(Rows from a dataset of pages and code)
■ ■ ■ ■
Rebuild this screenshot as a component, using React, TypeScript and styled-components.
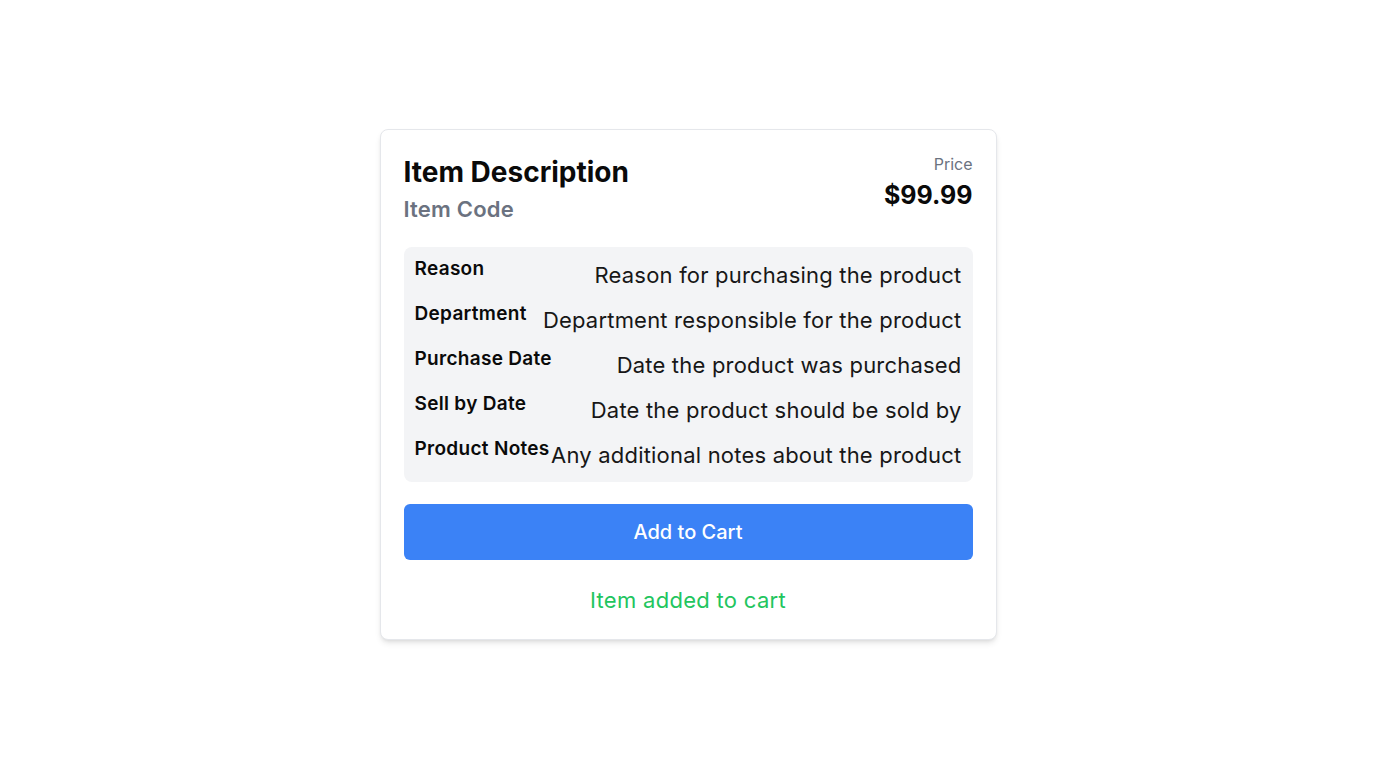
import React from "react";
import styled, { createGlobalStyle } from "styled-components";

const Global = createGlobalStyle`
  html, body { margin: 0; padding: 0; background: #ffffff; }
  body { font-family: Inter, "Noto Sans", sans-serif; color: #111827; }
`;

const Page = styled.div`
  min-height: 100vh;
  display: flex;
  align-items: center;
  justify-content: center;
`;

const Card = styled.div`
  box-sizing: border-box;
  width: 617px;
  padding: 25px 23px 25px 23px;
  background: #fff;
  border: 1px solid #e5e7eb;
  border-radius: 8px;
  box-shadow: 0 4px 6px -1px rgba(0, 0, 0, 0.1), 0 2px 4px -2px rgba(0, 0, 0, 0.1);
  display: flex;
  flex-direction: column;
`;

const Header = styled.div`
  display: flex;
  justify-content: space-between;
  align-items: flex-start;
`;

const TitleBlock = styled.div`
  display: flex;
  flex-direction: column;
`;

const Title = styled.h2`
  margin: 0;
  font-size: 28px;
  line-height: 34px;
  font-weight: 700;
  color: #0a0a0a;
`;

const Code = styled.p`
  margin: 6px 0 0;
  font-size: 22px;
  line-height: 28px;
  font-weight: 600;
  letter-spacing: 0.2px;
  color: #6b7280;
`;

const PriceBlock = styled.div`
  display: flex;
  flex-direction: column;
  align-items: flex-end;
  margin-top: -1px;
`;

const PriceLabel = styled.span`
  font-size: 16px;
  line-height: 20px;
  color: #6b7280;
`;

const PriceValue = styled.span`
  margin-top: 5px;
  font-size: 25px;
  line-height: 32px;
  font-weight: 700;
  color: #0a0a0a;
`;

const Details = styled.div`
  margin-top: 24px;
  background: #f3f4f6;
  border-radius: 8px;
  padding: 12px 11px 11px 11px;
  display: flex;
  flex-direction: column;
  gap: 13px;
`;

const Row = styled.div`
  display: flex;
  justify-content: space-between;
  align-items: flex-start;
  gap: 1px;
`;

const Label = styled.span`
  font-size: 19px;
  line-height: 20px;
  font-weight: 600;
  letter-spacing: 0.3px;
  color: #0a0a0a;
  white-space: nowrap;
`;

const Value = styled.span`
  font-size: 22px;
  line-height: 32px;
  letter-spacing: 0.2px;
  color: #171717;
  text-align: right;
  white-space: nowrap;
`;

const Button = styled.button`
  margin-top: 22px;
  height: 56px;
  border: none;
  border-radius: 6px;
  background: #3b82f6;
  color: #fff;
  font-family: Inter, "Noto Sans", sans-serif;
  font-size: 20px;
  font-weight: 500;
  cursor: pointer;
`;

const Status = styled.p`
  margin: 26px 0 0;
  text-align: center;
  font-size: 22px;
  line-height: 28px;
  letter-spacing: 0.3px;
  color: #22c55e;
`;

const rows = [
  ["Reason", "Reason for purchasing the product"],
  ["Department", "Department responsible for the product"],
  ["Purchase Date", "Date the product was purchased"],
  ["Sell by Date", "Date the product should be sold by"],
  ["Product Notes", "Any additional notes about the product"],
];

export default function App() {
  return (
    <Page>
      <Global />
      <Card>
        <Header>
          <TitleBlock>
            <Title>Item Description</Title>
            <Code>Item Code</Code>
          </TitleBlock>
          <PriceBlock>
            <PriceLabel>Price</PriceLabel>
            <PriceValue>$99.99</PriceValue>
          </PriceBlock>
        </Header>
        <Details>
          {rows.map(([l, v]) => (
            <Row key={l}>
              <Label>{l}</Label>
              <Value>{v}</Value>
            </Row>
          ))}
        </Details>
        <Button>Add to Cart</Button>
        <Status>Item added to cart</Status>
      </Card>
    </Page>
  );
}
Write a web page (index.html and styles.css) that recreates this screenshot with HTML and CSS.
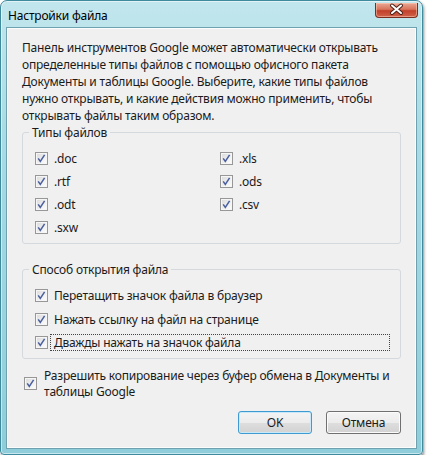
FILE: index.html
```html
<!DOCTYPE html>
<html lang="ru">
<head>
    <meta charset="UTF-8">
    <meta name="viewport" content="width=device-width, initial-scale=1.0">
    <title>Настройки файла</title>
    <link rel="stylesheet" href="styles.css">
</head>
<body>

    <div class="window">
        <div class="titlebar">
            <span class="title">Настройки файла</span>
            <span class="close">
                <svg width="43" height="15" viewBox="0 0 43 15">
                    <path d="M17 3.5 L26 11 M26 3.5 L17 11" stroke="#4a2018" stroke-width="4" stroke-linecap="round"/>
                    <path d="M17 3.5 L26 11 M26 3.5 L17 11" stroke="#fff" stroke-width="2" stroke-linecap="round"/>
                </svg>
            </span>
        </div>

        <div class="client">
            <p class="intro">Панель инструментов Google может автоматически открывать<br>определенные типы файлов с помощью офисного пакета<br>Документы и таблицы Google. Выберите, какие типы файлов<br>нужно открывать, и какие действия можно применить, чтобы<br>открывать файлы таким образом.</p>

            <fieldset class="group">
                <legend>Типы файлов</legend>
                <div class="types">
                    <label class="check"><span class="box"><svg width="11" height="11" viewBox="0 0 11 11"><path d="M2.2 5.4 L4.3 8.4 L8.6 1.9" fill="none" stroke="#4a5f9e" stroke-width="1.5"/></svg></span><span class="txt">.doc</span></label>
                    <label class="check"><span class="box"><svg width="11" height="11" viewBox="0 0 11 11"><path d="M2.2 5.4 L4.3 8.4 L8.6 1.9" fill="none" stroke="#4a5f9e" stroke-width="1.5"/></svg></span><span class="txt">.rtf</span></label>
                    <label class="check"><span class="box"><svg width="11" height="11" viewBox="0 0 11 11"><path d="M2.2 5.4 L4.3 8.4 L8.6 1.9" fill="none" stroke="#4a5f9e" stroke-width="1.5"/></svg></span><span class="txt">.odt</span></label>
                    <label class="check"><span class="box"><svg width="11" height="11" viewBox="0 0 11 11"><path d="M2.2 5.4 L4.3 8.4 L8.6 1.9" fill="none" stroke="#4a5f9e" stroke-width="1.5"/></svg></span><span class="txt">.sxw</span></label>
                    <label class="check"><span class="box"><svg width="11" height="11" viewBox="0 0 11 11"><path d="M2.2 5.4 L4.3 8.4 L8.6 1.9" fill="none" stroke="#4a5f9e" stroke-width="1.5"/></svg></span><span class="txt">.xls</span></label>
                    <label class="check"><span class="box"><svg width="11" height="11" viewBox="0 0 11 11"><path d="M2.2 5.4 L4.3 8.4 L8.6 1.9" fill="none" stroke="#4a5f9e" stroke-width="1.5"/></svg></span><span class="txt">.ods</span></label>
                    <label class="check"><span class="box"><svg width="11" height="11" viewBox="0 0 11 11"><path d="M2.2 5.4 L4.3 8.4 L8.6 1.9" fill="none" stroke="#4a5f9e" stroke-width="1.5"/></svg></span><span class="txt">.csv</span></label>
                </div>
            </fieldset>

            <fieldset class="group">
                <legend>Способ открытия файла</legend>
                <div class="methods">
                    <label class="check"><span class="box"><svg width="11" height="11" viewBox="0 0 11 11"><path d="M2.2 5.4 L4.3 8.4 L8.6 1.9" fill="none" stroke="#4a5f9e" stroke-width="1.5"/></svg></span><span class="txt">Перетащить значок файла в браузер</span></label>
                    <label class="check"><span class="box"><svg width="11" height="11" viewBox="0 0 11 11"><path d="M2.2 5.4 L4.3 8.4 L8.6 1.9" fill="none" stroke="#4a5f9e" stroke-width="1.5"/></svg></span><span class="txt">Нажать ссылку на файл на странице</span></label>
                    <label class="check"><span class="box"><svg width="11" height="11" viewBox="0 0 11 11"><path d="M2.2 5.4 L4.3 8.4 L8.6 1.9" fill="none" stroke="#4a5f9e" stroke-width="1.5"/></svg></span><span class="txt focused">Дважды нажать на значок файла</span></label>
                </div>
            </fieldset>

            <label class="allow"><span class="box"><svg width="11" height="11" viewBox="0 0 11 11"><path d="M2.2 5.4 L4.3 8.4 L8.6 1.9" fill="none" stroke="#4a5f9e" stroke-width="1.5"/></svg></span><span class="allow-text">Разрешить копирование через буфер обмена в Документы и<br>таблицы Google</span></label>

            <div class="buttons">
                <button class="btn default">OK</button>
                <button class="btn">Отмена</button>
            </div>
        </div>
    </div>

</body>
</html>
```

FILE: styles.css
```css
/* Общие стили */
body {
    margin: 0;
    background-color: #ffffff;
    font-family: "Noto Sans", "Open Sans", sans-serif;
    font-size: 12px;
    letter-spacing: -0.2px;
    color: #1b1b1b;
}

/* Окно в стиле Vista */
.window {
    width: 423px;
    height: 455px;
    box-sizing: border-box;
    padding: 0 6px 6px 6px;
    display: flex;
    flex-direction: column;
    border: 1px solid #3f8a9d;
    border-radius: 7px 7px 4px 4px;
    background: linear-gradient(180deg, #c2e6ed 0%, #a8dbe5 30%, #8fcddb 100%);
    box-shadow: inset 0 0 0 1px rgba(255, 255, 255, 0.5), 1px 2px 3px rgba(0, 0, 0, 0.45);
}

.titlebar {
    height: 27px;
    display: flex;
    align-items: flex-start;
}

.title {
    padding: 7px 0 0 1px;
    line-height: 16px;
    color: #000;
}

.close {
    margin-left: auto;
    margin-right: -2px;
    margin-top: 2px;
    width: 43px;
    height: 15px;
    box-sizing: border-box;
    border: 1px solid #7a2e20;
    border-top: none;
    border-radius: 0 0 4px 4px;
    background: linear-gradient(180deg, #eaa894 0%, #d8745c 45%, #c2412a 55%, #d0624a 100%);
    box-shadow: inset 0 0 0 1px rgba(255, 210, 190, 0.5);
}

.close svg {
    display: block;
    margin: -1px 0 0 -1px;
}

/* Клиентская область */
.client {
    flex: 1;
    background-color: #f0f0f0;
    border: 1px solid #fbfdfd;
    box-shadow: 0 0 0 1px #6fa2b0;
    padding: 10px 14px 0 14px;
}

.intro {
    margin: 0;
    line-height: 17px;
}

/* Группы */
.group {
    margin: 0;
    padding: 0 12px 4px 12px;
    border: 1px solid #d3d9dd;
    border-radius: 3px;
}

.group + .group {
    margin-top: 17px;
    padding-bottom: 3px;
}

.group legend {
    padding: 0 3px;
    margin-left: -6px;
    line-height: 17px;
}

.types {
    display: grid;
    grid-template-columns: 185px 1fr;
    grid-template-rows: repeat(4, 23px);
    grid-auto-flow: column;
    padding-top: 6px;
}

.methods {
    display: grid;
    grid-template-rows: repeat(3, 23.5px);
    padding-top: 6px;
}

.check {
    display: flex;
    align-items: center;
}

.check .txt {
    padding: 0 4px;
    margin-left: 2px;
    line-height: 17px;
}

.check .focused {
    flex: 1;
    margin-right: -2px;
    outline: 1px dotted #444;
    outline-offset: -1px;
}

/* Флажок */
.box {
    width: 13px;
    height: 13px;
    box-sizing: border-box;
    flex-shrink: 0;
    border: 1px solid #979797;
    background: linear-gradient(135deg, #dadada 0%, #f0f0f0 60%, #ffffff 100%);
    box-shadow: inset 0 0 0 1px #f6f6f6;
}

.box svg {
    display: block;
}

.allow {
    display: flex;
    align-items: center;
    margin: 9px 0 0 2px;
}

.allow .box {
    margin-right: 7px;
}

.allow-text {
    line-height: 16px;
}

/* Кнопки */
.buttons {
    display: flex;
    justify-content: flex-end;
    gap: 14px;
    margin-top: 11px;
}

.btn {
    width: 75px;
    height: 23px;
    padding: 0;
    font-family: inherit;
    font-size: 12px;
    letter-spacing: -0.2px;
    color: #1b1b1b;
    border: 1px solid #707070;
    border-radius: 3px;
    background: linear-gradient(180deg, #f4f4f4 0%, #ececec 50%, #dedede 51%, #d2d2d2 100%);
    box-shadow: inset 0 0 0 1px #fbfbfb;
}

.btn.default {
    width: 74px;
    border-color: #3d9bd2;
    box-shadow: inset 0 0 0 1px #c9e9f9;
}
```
■ ■ ■ ■
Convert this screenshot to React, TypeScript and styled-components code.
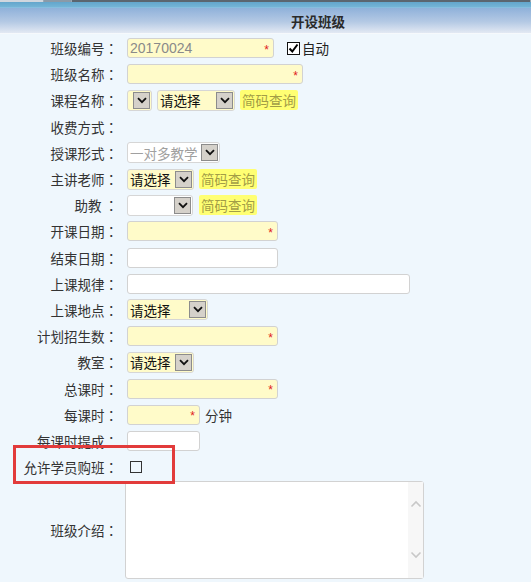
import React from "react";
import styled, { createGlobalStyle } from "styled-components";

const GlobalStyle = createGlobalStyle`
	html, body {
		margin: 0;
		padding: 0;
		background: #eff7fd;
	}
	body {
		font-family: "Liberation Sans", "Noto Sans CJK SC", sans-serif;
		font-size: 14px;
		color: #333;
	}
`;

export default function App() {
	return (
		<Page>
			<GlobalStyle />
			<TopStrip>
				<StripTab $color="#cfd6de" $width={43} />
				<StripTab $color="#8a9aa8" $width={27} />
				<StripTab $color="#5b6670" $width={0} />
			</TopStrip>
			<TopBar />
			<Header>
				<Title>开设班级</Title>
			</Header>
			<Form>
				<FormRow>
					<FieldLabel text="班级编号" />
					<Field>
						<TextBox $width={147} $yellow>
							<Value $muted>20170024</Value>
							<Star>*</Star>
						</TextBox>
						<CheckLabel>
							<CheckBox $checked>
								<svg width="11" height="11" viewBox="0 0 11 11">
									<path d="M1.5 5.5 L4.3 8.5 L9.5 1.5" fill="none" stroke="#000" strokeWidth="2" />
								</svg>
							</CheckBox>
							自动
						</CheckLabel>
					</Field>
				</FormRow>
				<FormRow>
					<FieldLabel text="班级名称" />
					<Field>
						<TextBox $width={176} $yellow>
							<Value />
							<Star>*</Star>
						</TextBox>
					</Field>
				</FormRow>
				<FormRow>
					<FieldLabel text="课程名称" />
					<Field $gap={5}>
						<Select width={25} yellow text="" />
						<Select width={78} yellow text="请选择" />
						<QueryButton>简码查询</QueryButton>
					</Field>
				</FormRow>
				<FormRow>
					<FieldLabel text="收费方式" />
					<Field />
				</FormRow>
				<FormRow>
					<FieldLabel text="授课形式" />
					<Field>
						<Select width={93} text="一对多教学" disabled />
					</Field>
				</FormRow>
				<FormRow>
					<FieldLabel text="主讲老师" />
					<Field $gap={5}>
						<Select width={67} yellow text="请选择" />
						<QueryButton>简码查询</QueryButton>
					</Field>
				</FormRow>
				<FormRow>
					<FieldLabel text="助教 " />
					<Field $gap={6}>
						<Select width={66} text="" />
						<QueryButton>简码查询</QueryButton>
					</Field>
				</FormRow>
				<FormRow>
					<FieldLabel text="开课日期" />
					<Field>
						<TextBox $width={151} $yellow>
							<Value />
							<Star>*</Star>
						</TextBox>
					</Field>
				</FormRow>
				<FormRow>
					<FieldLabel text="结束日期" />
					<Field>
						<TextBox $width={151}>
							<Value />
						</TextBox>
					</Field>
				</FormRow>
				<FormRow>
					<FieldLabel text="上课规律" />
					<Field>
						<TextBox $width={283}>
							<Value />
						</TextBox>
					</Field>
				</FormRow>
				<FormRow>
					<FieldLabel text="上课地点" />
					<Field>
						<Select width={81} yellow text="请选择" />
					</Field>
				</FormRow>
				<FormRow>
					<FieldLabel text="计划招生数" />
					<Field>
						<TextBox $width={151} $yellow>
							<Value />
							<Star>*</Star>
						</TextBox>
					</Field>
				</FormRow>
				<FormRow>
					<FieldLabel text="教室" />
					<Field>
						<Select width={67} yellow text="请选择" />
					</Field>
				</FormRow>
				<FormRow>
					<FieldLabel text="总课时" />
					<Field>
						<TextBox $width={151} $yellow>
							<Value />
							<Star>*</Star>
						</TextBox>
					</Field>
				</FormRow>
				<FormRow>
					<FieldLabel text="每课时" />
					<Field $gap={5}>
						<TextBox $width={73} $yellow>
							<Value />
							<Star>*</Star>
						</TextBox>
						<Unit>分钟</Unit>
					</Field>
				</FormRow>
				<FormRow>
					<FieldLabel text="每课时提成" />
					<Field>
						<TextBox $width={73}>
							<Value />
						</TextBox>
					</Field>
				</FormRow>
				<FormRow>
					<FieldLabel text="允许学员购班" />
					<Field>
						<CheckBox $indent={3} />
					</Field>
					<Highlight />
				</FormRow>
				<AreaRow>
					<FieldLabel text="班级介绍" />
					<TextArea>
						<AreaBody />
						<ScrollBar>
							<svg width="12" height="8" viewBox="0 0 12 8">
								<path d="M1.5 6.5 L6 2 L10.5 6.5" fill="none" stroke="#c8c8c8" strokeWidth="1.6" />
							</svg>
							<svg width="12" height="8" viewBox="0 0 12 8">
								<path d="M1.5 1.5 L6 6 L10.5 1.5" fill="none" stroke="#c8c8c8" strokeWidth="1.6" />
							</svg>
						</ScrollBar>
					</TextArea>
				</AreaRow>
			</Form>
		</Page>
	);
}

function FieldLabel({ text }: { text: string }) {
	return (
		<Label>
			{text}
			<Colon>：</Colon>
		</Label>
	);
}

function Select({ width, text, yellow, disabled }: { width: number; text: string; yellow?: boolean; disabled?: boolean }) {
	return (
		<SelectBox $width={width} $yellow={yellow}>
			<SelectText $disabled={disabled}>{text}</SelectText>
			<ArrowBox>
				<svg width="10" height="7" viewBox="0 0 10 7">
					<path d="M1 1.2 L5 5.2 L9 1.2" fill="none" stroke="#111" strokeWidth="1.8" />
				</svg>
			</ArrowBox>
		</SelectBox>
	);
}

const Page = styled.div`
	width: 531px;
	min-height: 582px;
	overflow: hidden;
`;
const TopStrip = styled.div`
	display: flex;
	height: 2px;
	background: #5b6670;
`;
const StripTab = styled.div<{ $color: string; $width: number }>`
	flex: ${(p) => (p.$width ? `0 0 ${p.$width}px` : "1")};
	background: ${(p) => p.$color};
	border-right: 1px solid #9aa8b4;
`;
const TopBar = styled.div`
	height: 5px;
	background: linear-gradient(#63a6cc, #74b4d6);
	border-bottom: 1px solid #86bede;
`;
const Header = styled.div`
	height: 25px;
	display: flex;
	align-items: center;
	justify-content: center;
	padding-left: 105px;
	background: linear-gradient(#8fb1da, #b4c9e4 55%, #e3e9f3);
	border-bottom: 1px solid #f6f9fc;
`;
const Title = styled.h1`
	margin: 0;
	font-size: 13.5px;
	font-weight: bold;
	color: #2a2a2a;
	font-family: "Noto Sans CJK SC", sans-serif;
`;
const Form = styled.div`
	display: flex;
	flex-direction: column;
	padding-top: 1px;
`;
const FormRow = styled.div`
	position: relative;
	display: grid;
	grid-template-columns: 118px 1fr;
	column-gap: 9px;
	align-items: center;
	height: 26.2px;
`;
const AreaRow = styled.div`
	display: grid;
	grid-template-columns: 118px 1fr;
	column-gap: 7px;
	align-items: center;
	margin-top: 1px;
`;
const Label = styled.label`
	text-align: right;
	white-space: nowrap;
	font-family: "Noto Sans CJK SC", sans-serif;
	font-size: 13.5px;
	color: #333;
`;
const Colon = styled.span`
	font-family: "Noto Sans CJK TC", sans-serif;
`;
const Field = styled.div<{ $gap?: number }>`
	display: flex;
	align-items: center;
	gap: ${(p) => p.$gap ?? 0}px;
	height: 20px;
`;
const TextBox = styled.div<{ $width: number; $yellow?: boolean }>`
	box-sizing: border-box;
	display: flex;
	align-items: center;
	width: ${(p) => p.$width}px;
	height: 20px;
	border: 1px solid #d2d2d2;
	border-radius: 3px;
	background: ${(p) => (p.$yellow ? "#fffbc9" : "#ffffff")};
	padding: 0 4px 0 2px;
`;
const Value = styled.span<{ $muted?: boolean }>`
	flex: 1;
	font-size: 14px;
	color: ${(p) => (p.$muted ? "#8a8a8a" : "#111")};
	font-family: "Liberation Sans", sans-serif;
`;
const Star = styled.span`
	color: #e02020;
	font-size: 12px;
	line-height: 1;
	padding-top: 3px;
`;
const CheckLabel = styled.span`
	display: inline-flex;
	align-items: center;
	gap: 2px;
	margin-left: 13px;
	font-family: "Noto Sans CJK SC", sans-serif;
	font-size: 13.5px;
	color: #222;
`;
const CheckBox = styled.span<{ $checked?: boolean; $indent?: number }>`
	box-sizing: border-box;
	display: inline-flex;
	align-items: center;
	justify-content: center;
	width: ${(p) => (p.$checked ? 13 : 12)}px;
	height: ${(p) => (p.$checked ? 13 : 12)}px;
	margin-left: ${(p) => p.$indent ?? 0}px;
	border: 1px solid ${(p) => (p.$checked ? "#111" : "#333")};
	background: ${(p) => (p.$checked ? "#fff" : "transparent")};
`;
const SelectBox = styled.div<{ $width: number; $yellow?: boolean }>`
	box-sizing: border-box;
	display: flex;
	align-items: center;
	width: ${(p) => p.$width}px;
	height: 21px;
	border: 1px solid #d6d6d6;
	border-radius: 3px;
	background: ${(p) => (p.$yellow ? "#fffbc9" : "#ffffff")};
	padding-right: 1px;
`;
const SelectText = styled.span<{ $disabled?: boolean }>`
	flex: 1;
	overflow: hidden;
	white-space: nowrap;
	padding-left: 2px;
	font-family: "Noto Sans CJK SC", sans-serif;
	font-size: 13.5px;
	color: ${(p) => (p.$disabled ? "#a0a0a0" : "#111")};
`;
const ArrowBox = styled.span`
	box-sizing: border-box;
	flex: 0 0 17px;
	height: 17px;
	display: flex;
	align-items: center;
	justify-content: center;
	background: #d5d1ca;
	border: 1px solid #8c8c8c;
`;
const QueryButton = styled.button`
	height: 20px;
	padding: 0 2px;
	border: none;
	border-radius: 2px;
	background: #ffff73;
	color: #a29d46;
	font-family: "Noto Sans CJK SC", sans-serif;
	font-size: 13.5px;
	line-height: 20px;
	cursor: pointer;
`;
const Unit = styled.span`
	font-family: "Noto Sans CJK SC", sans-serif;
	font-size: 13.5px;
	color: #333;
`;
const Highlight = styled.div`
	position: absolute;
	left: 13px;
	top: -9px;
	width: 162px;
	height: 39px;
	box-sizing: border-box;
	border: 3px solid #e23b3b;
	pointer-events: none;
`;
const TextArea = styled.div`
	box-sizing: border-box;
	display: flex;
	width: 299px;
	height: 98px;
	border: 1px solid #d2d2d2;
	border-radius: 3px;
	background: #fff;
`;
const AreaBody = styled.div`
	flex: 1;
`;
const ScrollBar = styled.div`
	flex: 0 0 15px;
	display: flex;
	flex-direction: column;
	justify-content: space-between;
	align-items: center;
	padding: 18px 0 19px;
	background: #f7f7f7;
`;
■ ■ ■ ■
*GOAL*: Identify the lines above that contain the word "index", then copy them.

*WRITTEN SOLUTION*:
Write a web page (index.html and styles.css) that recreates this screenshot with HTML and CSS.
FILE: index.html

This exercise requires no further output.